The author, who uses both the names McGuire (Middlegame, 2019) and Mira Grant, has written fantasy, sf, and horror novels. Her first collection of stories explores the same rich, multigenre territory.
In these tales, scientists carry their brilliant innovations too far, fallen warriors decide their afterlife on a football field, sentient plants threaten the British Empire, dolls turn out to have more agency than one might wish them to, and we learn the real reason why American women must visit the bathroom in pairs. Some tales recall the work of Isaac Asimov; he used to write nice, tight stories of this kind, exploring all the nuances of an interesting idea to their fullest extent, heading to the seemingly inevitable resolution, and stopping.
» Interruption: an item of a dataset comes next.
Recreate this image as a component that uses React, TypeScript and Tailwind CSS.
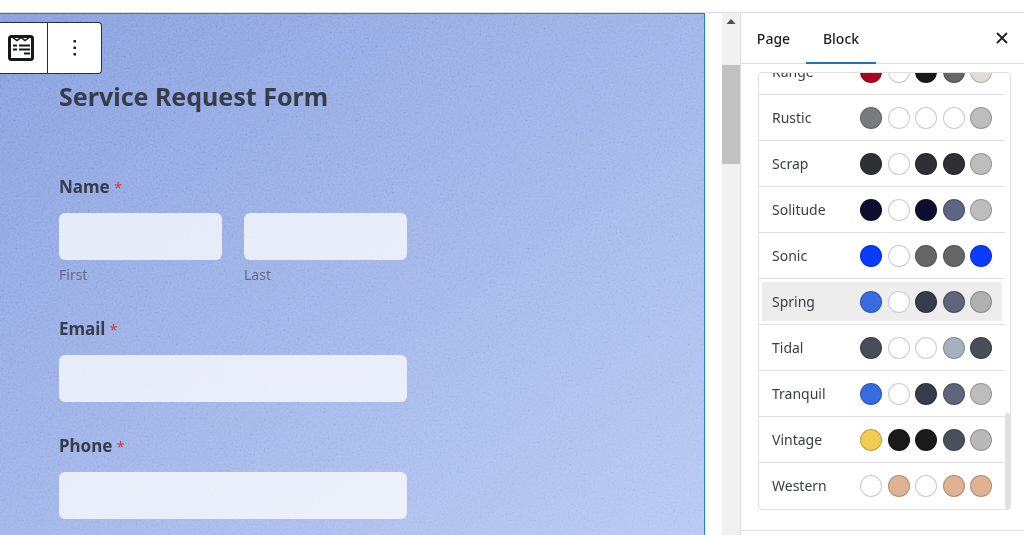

But Asimov’s characters were often wooden, puppets in the service of his speculation; in contrast, McGuire’s fully dimensional people are at least as, and often more than, important as the idea. She focuses on those who inhabit the fringes: the outcast, the bullied, the strange, the gifted, the lonely, and the lost. Many of these characters are seeking a quite understandable justice. Others have more obscure and dangerous goals. Her characters triumph, more often than not, sometimes when it might be better for the world or themselves if they didn’t. In McGuire’s multiverse, myth and a good story have the power to shape personality, destiny, and the entire world. Many of the tales collected here were requested for themed anthologies, and that circumstance plus McGuire’s own preoccupations mean that this book contains a certain amount of repetition as well as several riffs on fictional properties that many other authors have previously responded to, including Oz, Peter Pan (twice), Pinocchio, and the Lovecraft mythos. But if those properties and McGuire's themes seem familiar, her explorations into them are exceptionally well crafted and imaginative.
Full of chills, thrills, dark laughter, karmic justice, and the occasional spot of hope.